Jerusalem Movie Set Dedicated, Ready for Filming
Heather Whittle Wrigley, Church News and Events
The recently dedicated Jerusalem Movie Set built by The Church of Jesus Christ of Latter-day Saints to be used in producing Church films is in its final stages of completion and nearing the time when it will be used for filming.
A “New” Jerusalem
The new set is located on the LDS Motion Picture Studio South Campus in Goshen, Utah, less than 60 miles south of Church headquarters in Salt Lake City. It is not a replica of Jerusalem, but a re-creation of important locations in the city. It covers an area about the size of a football field and will be first used to create the New Testament Scripture Library Project—a series of vignettes portraying important scenes from the life of Jesus Christ and the Apostles.
The small town of Goshen, population less than 1,000, was chosen because of the surrounding area’s similarity to Jerusalem’s geography—rolling hills, plains, groves of cedar trees, sand dunes, and a stream.
Portions of nearby Utah Lake will stand in for the Sea of Galilee.
As a representation of the most significant city in biblical history—Jerusalem—the set features worn doorways, crumbling walls, stone-covered facades, pillared courtyards, and weathered wooden beams.
Project executive producer and production designer John Uibel said filming on the set will be more realistic than filming on location in Israel because the look of Jerusalem has changed so much since Christ’s time.
Areas of importance—the Court of the Women, the pool of Bethesda, the inn where Mary and Joseph sought shelter, the house of Caiaphus—are represented and are also versatile enough to be used for other scenes.
In some cases, computerized visual effects will fill in details the set does not accommodate, such as the temple proper and the topping of courtyard obelisks with large menorahs.
Jerusalem Set Photo Gallery
Outside the set is an area modified to look like the Garden of Gethsemane, where filming will re-create the scene of the Savior's Atonement amid the shadows of olive trees.
The re-creation of sections of the Holy City was authorized by the First Presidency in January 2010 and has been under construction since November 2010.
“This is long-term,” said Elder Lynn G. Robbins of the Seventy, Executive Director of the Media Services Department. “[The set] is being built with materials which can be used for decades to come, not just years to come.”
The set was originally scheduled to be completed in spring 2011, but the approximately 75 craftsmen building it faced unexpected weather conditions—a longer-than-normal winter, dust storms, and higher-than-average rainfall—that delayed completion.
Today, the hard work has paid off. Hand-painted and -textured Styrofoam surfaces look like stone walls, carved arches, and wooden beams. Dusty “moss” clings to smooth pillars, and facades only months old appear to be eroded from decades of exposure to the elements.
“[The workers] need to be able not only to frame up a building, but also to understand what the story is behind the framing of that building to give it the character that it needs to infuse the story with … meaning and authenticity,” Brother Uibel noted.
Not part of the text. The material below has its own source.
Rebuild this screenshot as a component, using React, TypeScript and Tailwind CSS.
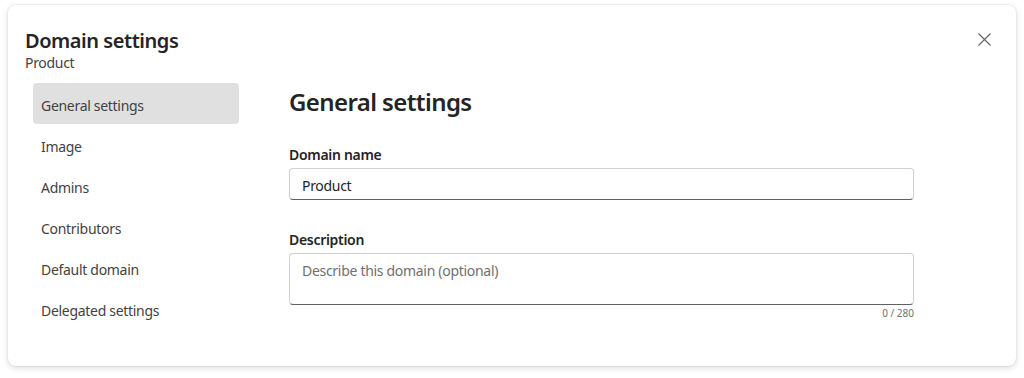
import React from "react";

const navItems = [
  "General settings",
  "Image",
  "Admins",
  "Contributors",
  "Default domain",
  "Delegated settings",
];

export default function App() {
  return (
    <div
      className="w-[1024px] h-[378px] bg-white pt-[5px] pl-[8px]"
      style={{ fontFamily: '"Noto Sans", "Open Sans", sans-serif' }}
    >
      <div className="relative w-[1008px] h-[361px] rounded-lg bg-white shadow-[0_0_2px_rgba(0,0,0,0.12),0_2px_6px_rgba(0,0,0,0.14)] text-[#242424]">
        <button className="absolute right-[20px] top-[22px] w-[24px] h-[24px] flex items-center justify-center text-[#616161]">
          <svg width="13" height="13" viewBox="0 0 13 13" fill="none">
            <path d="M0.5 0.5L12.5 12.5M12.5 0.5L0.5 12.5" stroke="currentColor" strokeWidth="1.1" />
          </svg>
        </button>
        <div className="pl-[17px] pt-[22px]">
          <div className="text-[20px] leading-[28px] font-semibold tracking-[-0.45px]">Domain settings</div>
          <div className="text-[14px] leading-[20px] text-[#424242] -mt-[2px] tracking-[-0.3px]">Product</div>
        </div>
        <div className="flex mt-[10px]">
          <div className="ml-[25px] w-[206px] flex flex-col">
            {navItems.map((item, i) => (
              <div
                key={item}
                className={
                  "h-[41px] rounded-[4px] px-[8px] pt-[4px] flex items-center text-[14px] tracking-[-0.3px] text-[#424242] " +
                  (i === 0 ? "bg-[#e0e0e0] text-[#242424]" : "")
                }
              >
                {item}
              </div>
            ))}
          </div>
          <div className="ml-[50px] w-[625px] flex flex-col">
            <div className="mt-[3px] text-[24px] leading-[32px] font-semibold tracking-[-0.6px]">General settings</div>
            <div className="mt-[27px] text-[14px] leading-[20px] font-semibold tracking-[-0.3px]">Domain name</div>
            <div className="mt-[3px] h-[32px] rounded-[4px] border border-[#d1d1d1] border-b-[#616161] bg-white flex items-center px-[12px] pt-[2px] text-[14px] tracking-[-0.3px]">
              Product
            </div>
            <div className="mt-[30px] text-[14px] leading-[20px] font-semibold tracking-[-0.3px]">Description</div>
            <div className="mt-[3px] h-[52px] rounded-[4px] border border-[#d1d1d1] border-b-[#616161] bg-white px-[12px] pt-[7px] text-[14px] leading-[20px] text-[#707070] tracking-[-0.3px]">
              Describe this domain (optional)
            </div>
            <div className="text-right text-[10px] leading-[14px] text-[#707070] mt-[1px]">0 / 280</div>
          </div>
        </div>
      </div>
    </div>
  );
}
Another obstacle the workers encountered was building a set that would look as large as the buildings actually were. In ancient times, the temple mount was among the largest man-made creations on the earth.
“We just need it to look right as it goes through the camera’s lens, so a lot of it is film trickery,” Brother Uibel said. “Certain areas . . . are close to full scale; most of it is half-scale; some of it is even less.”
The set, which is not open to the public, is built to last more than 20 years.
Lights, Camera, Action
The videos that will be shot at the Jerusalem Movie Set will provide new material for the Church Educational System, Mormon Messages, missionary films, conference broadcasts, and more. But most importantly, they will help all people better understand and appreciate the life of Jesus Christ.
In an effort to bring that about, researchers have explored the ancient city in detail and based the replica on photographs of Jerusalem. Scott Smiley, producer for the New Testament Video Project, said the scriptures also helped.
“You want to know and understand the Gospels as well as you can so that you can represent it in a realistic way,” he said. “Being able to immerse myself in the Gospels and in the scriptures … has been extremely rewarding.”
In one large open area of the set, the Beautiful Gate is set into a wall, granting entry to the Court of the Women. Here, the woman mentioned in Mark 12:41–44 will cast in her mite, Christ will free the woman taken in adultery (John 8:1–11), and He will also declare, “I am the light of the world” (John 8:12).
“Ultimately, the goal is to create a body of work that we can draw from that absolutely speaks to every aspect of Jesus’s life,” Brother Uibel said.